Around the time of the spring harvest, the leaves of the avocado tree are replaced with a new set that grows in. This is the time when we fertilize the groves with manure, giving them a dose of nourishment for the growing season.
Water is always a concern in a dry place like Southern California. Though our soils are rich, drought drives up the demand and cost of irrigation. We give the trees water at different intervals depending on the time of year and have sophisticated sensors that take readings at several different depths to let us know when the plants need water.
The landscape of the farm changes throughout the year, much the way the seasons inform our changes in clothing and recreational activities.
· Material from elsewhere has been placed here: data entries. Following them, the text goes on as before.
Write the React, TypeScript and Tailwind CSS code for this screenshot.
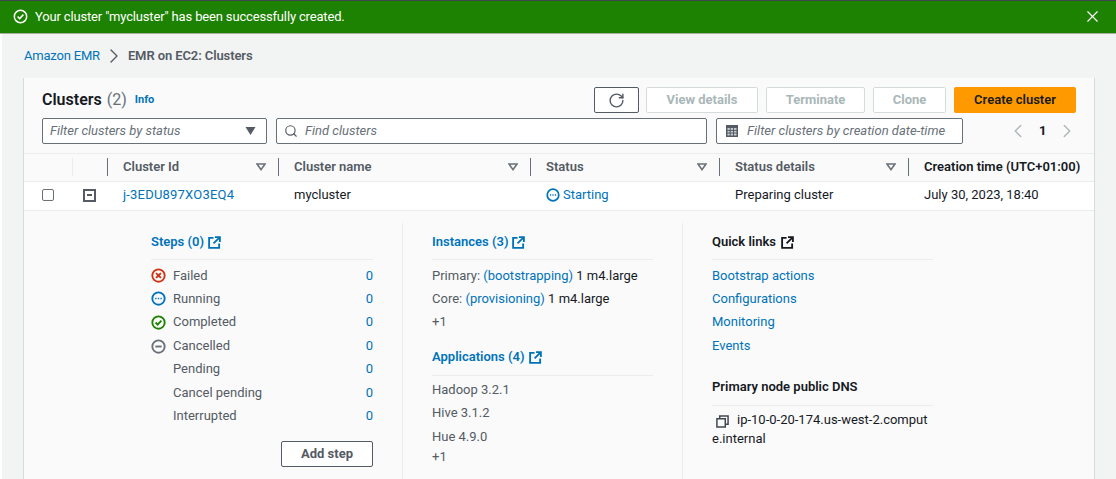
import { ChevronLeft, ChevronRight, RotateCw, Search, X } from "lucide-react";

const FONT = "font-['Roboto','Noto_Sans',sans-serif]";

const STEP_ROWS = [
  { label: "Failed", icon: "failed", h: "h-[23px]" },
  { label: "Running", icon: "running", h: "h-[23px]" },
  { label: "Completed", icon: "completed", h: "h-[24px]" },
  { label: "Cancelled", icon: "cancelled", h: "h-[24px]" },
  { label: "Pending", h: "h-[22px]" },
  { label: "Cancel pending", h: "h-[25px]" },
  { label: "Interrupted", h: "h-[22px]" },
];

const QUICK_LINKS = ["Bootstrap actions", "Configurations"];

function ExternalIcon({ className }: { className?: string }) {
  return (
    <svg viewBox="0 0 14 14" className={className} fill="none" stroke="currentColor" strokeWidth="2">
      <path d="M6 2H1.2v10.8H12V8" />
      <path d="M7.5 1.2h5.3v5.3M12.5 1.5 6 8" />
    </svg>
  );
}

function StatusIcon({ kind, className }: { kind?: string; className?: string }) {
  if (kind === "failed")
    return (
      <svg viewBox="0 0 16 16" className={`text-[#d13212] ${className}`} fill="none" stroke="currentColor" strokeWidth="2">
        <circle cx="8" cy="8" r="6.6" />
        <path d="m5.4 5.4 5.2 5.2M10.6 5.4l-5.2 5.2" />
      </svg>
    );
  if (kind === "running")
    return (
      <svg viewBox="0 0 16 16" className={`text-[#0073bb] ${className}`} fill="none" stroke="currentColor" strokeWidth="2">
        <circle cx="8" cy="8" r="6.6" />
        <path d="M4.5 8h1.4M7.3 8h1.4M10.1 8h1.4" strokeWidth="1.7" />
      </svg>
    );
  if (kind === "completed")
    return (
      <svg viewBox="0 0 16 16" className={`text-[#1d8102] ${className}`} fill="none" stroke="currentColor" strokeWidth="2">
        <circle cx="8" cy="8" r="6.6" />
        <path d="m4.9 8 2.2 2.2 4-4.2" />
      </svg>
    );
  if (kind === "cancelled")
    return (
      <svg viewBox="0 0 16 16" className={`text-[#687078] ${className}`} fill="none" stroke="currentColor" strokeWidth="2">
        <circle cx="8" cy="8" r="6.6" />
        <path d="M4.6 8h6.8" />
      </svg>
    );
  return <span className={className} />;
}

function SortIcon() {
  return (
    <svg viewBox="0 0 10 8" className="h-[8px] w-[10px] shrink-0 text-[#687078]" fill="none" stroke="currentColor" strokeWidth="1.5">
      <path d="M1 1h8L5 6.6Z" />
    </svg>
  );
}

function HeaderCell({
  title,
  sort = true,
  dark,
  className,
}: {
  title: string;
  sort?: boolean;
  dark?: boolean;
  className: string;
}) {
  return (
    <div className={`flex items-center ${className}`}>
      <span className="h-[18px] w-px shrink-0 bg-[#687078]" />
      <span className={`ml-[15px] whitespace-nowrap font-semibold ${dark ? "text-[#16191f]" : "text-[#545b64]"}`}>
        {title}
      </span>
      {sort && (
        <span className="ml-auto mr-[12px]">
          <SortIcon />
        </span>
      )}
    </div>
  );
}

function ActionButton({ label, className }: { label: string; className: string }) {
  return (
    <div
      className={`flex h-[26px] items-center justify-center rounded-[2px] border border-[#d5dbdb] bg-white pb-[1px] font-bold text-[#aab7b8] ${className}`}
    >
      {label}
    </div>
  );
}

export default function App() {
  return (
    <div className={`${FONT} h-[479px] w-[1116px] overflow-hidden bg-[#f2f3f3] text-[13px] leading-[18px] text-[#16191f]`}>
      <div className="h-[1px] bg-[#414750]" />
      <div className="flex h-[33px] items-center border-b border-[#a8b0a5] bg-[#1d8102] pb-[1px] pl-[13px] pr-[14px] text-white">
        <svg viewBox="0 0 16 16" className="h-[15px] w-[15px]" fill="none" stroke="currentColor" strokeWidth="1.6">
          <circle cx="8" cy="8" r="6.6" />
          <path d="m4.9 8 2.2 2.2 4-4.2" />
        </svg>
        <span className="ml-[7px] tracking-[-0.16px]">Your cluster "mycluster" has been successfully created.</span>
        <X className="ml-auto h-[19px] w-[19px]" strokeWidth={1.4} />
      </div>

      <div className="border-l-[2px] border-[#ffffff] pl-[21px] pr-[21px]">
        <div className="flex h-[44px] items-center text-[#545b64]">
          <span className="ml-[1px] tracking-[-0.2px] text-[#0073bb]">Amazon EMR</span>
          <ChevronRight className="ml-[2px] h-[24px] w-[24px] text-[#545b64]" strokeWidth={1.4} />
          <span className="ml-[2px] font-semibold tracking-[-0.1px]">EMR on EC2: Clusters</span>
        </div>

        <div className="h-[401px] overflow-hidden border-x border-[#d5dbdb] bg-[#fafafa]">
          <div className="flex h-[35px] items-end pl-[18px] pr-[18px]">
            <div className="flex items-center pb-[4px]">
              <span className="text-[16px] font-semibold">Clusters</span>
              <span className="ml-[5px] text-[16px] text-[#687078]">(2)</span>
              <span className="ml-[8px] text-[11px] font-bold text-[#0073bb]">Info</span>
            </div>
            <div className="ml-auto flex">
              <div className="flex h-[26px] w-[45px] items-center justify-center rounded-[2px] border border-[#545b64] bg-white">
                <RotateCw className="h-[17px] w-[17px] text-[#545b64]" strokeWidth={2} />
              </div>
              <ActionButton label="View details" className="ml-[7px] w-[112px]" />
              <ActionButton label="Terminate" className="ml-[8px] w-[99px]" />
              <ActionButton label="Clone" className="ml-[8px] w-[73px]" />
              <div className="ml-[8px] flex h-[26px] w-[122px] items-center justify-center rounded-[2px] bg-[#ff9900] pb-[1px] font-semibold text-[#16191f]">
                Create cluster
              </div>
            </div>
          </div>

          <div className="mt-[5px] flex h-[26px] pl-[18px]">
            <div className="flex w-[225px] items-center rounded-[2px] border border-[#687078] bg-white pl-[7px] pr-[10px] italic text-[#687078]">
              Filter clusters by status
              <svg viewBox="0 0 10 8" className="ml-auto h-[8px] w-[11px] fill-[#545b64]">
                <path d="M0 0h10L5 8Z" />
              </svg>
            </div>
            <div className="ml-[9px] flex w-[431px] items-center rounded-[2px] border border-[#687078] bg-white pl-[7px] italic text-[#687078]">
              <Search className="h-[14px] w-[14px] text-[#545b64]" strokeWidth={2} />
              <span className="ml-[7px]">Find clusters</span>
            </div>
            <div className="ml-[9px] flex w-[247px] items-center rounded-[2px] border border-[#687078] bg-white pl-[9px] italic text-[#687078]">
              <svg viewBox="0 0 12 12" className="h-[12px] w-[12px]">
                <rect width="12" height="12" fill="#545b64" />
                <path d="M1.5 3h9v7.5h-9z" fill="#c9ced2" />
                <path d="M4.2 3v8M7.5 3v8M1 5.4h10M1 8h10" stroke="#545b64" />
              </svg>
              <span className="ml-[9px] whitespace-nowrap tracking-[0.02px]">Filter clusters by creation date-time</span>
            </div>
            <div className="ml-[44px] flex items-center">
              <ChevronLeft className="h-[22px] w-[22px] text-[#aab7b8]" strokeWidth={1.5} />
              <span className="ml-[10px] font-bold">1</span>
              <ChevronRight className="ml-[10px] h-[22px] w-[22px] text-[#aab7b8]" strokeWidth={1.5} />
            </div>
          </div>

          <div className="mt-[9px] flex h-[29px] items-center border-y border-[#eaeded] bg-[#fafafa] pb-[1px]">
            <div className="w-[48px]" />
            <div className="flex w-[35px] items-center">
              <span className="h-[18px] w-px bg-[#eaeded]" />
            </div>
            <HeaderCell title="Cluster Id" className="w-[171px]" />
            <HeaderCell title="Cluster name" className="w-[252px]" />
            <HeaderCell title="Status" className="w-[189px]" />
            <HeaderCell title="Status details" className="w-[189px]" />
            <HeaderCell title="Creation time (UTC+01:00)" dark sort={false} className="w-[186px]" />
          </div>

          <div className="flex h-[29px] items-center border-b border-[#eaeded] bg-white pb-[2px]">
            <div className="flex w-[48px] justify-center">
              <span className="h-[12px] w-[12px] rounded-[2px] border border-[#687078] bg-white" />
            </div>
            <div className="flex w-[35px] justify-center">
              <span className="flex h-[13px] w-[13px] items-center justify-center border-[2px] border-[#545b64]">
                <span className="h-[2px] w-[5px] bg-[#545b64]" />
              </span>
            </div>
            <div className="w-[171px] pl-[16px] tracking-[0.2px] text-[#0073bb]">j-3EDU897XO3EQ4</div>
            <div className="w-[252px] pl-[16px]">mycluster</div>
            <div className="flex w-[189px] items-center pl-[16px] text-[#0073bb]">
              <StatusIcon kind="running" className="h-[14px] w-[14px]" />
              <span className="ml-[3px]">Starting</span>
            </div>
            <div className="w-[189px] pl-[16px]">Preparing cluster</div>
            <div className="w-[186px] whitespace-nowrap pl-[16px]">July 30, 2023, 18:40</div>
          </div>

          <div className="ml-[127px] mt-[12px] flex h-[260px]">
            <div className="w-[251px] pr-[29px] pt-[10px]">
              <div className="flex h-[18px] items-center font-semibold text-[#0073bb]">
                Steps (0)
                <ExternalIcon className="ml-[4px] h-[13px] w-[13px]" />
              </div>
              <div className="mb-[4px] mt-[8px] border-t border-[#eaeded]" />
              {STEP_ROWS.map((row) => (
                <div key={row.label} className={`flex items-center text-[#545b64] ${row.h}`}>
                  <StatusIcon kind={row.icon} className="h-[15px] w-[15px] shrink-0" />
                  <span className="ml-[7px]">{row.label}</span>
                  <span className="ml-auto text-[#0073bb]">0</span>
                </div>
              ))}
              <div className="mt-[14px] flex justify-end">
                <div className="flex h-[26px] w-[92px] items-center justify-center rounded-[2px] border border-[#545b64] bg-white pb-[1px] font-bold text-[#545b64]">
                  Add step
                </div>
              </div>
            </div>

            <div className="w-[280px] border-l border-[#eaeded] pl-[29px] pr-[29px] pt-[10px]">
              <div className="flex h-[18px] items-center font-semibold text-[#0073bb]">
                Instances (3)
                <ExternalIcon className="ml-[3px] h-[13px] w-[13px]" />
              </div>
              <div className="mb-[4px] mt-[8px] border-t border-[#eaeded]" />
              <div className="flex h-[23px] items-center whitespace-nowrap text-[#545b64]">
                Primary:&nbsp;<span className="text-[#0073bb]">(bootstrapping)</span>&nbsp;<span className="text-[#16191f]">1 m4.large</span>
              </div>
              <div className="flex h-[23px] items-center whitespace-nowrap text-[#545b64]">
                Core:&nbsp;<span className="text-[#0073bb]">(provisioning)</span>&nbsp;<span className="text-[#16191f]">1 m4.large</span>
              </div>
              <div className="flex h-[23px] items-center text-[#545b64]">+1</div>
              <div className="mt-[15px] flex h-[18px] items-center font-semibold text-[#0073bb]">
                Applications (4)
                <ExternalIcon className="ml-[5px] h-[13px] w-[13px]" />
              </div>
              <div className="mb-[2px] mt-[9px] border-t border-[#eaeded]" />
              <div className="flex h-[23px] items-center text-[#545b64]">Hadoop 3.2.1</div>
              <div className="flex h-[24px] items-center text-[#545b64]">Hive 3.1.2</div>
              <div className="flex h-[24px] items-center text-[#545b64]">Hue 4.9.0</div>
              <div className="flex h-[16px] items-center text-[#545b64]">+1</div>
            </div>

            <div className="w-[280px] border-l border-[#eaeded] pl-[29px] pr-[29px] pt-[10px]">
              <div className="flex h-[18px] items-center font-semibold">
                Quick links
                <ExternalIcon className="ml-[5px] h-[13px] w-[13px]" />
              </div>
              <div className="mb-[4px] mt-[8px] border-t border-[#eaeded]" />
              {QUICK_LINKS.map((link) => (
                <div key={link} className="flex h-[23px] items-center text-[#0073bb]">
                  {link}
                </div>
              ))}
              <div className="flex h-[24px] items-center text-[#0073bb]">Monitoring</div>
              <div className="flex h-[24px] items-center text-[#0073bb]">Events</div>
              <div className="mt-[20px] flex h-[18px] items-center font-semibold">Primary node public DNS</div>
              <div className="mb-[4px] mt-[9px] border-t border-[#eaeded]" />
              <div className="break-all leading-[19px]">
                <svg viewBox="0 0 14 14" className="mb-[-2px] ml-[4px] mr-[8px] inline-block h-[13px] w-[13px] text-[#414750]" fill="none" stroke="currentColor" strokeWidth="1.6">
                  <path d="M4 4V1h9v9h-3" />
                  <path d="M1 4h9v9H1z" />
                </svg>
                ip-10-0-20-174.us-west-2.compute.internal
              </div>
            </div>
          </div>
        </div>
      </div>
    </div>
  );
}
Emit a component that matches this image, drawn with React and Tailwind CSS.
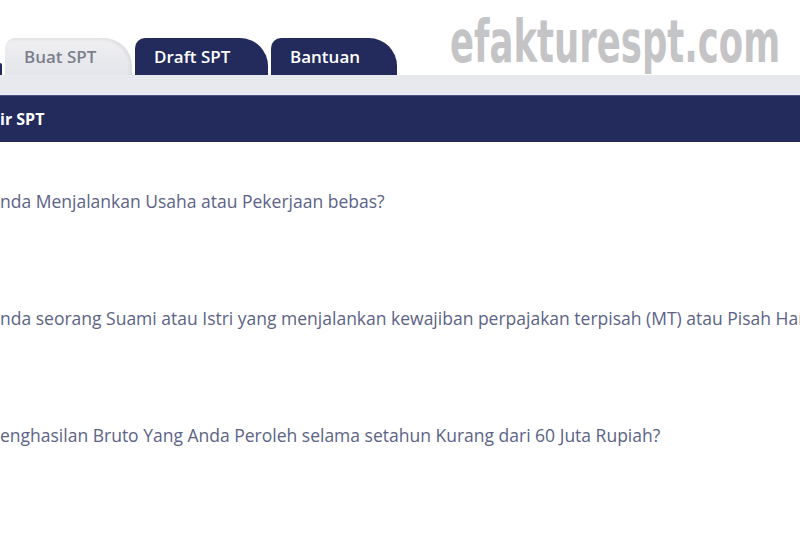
import React from "react";

const Tab = ({ label, active, width }) => (
  <div
    className={
      "h-[37px] rounded-tl-[10px] rounded-tr-[28px] flex items-center pl-[19px] text-[17px] font-semibold " +
      width +
      " " +
      (active
        ? "bg-gradient-to-b from-[#f0f0f2] to-[#e4e5ea] text-[#7b7f8c] shadow-[inset_-2px_2px_3px_rgba(0,0,0,0.06)]"
        : "bg-[#222b5c] text-white")
    }
  >
    {label}
  </div>
);

const questions = [
  "nda Menjalankan Usaha atau Pekerjaan bebas?",
  "nda seorang Suami atau Istri yang menjalankan kewajiban perpajakan terpisah (MT) atau Pisah Harta (PH)?",
  "enghasilan Bruto Yang Anda Peroleh selama setahun Kurang dari 60 Juta Rupiah?",
];

export default function App() {
  return (
    <div
      className="w-[800px] h-[533px] overflow-hidden bg-white"
      style={{ fontFamily: '"Open Sans", "Noto Sans", sans-serif' }}
    >
      <div className="relative h-[75px]">
        <div
          className="absolute left-[450px] top-[13px] text-[58px] font-bold leading-none text-[#c4c4c6] scale-x-[0.68] origin-left whitespace-nowrap"
          style={{ fontFamily: '"DejaVu Sans Condensed", "DejaVu Sans", sans-serif' }}
        >
          efakturespt.com
        </div>
        <div className="absolute left-0 bottom-0 flex items-end gap-[3px]">
          <div className="w-[2px] h-[12px] bg-[#222b5c] rounded-tr-[4px]" />
          <Tab label="Buat SPT" width="w-[127px]" active />
          <Tab label="Draft SPT" width="w-[133px]" />
          <Tab label="Bantuan" width="w-[126px]" />
        </div>
      </div>
      <div className="h-[20px] bg-[#e8e9ef]" />
      <div className="h-[47px] bg-[#222b5c] border-t border-[#4a5282] flex items-center text-white font-bold text-[16px]">
        ir SPT
      </div>
      <div className="flex flex-col pt-[47px] gap-[93px] text-[17.5px] font-medium text-[#5c6386] whitespace-nowrap">
        {questions.map((q) => (
          <div key={q} className="h-[24px] leading-[24px]">
            {q}
          </div>
        ))}
      </div>
    </div>
  );
}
Since we rely on the farm to produce, our synergy with it goes even deeper than typical seasonal changes that everyone experiences. We become more aware of the seasonal shifts and even the moon’s monthly cycle of birth, growth, death, and rebirth.
The main lesson in nature is CHANGE. We are ever moving, in constant shift. The cycle of birth, growth, maturity, death, and rebirth is nature’s way, and one can’t get too attached to anything. This theme of change, and watching it happen year after year on the farm is a true blessing, for it shows us that nothing lasts but love and relationship. The more times we see a tree blossom, grow fruit, eat of it’s bounty, and then watch it’s death-like sleep until the buds come out again, the more we feel connected to the tree and in awe of it’s resilience. Every part of it’s cycle is special and beautiful. This translates to our own lives as well, giving us wisdom to draw on during challenging times because we always know that the conditions won’t last, that we are constantly moving, constantly changing. Today’s challenges will give way to different struggles, different joys, and different lessons. And in all of it is BEAUTY.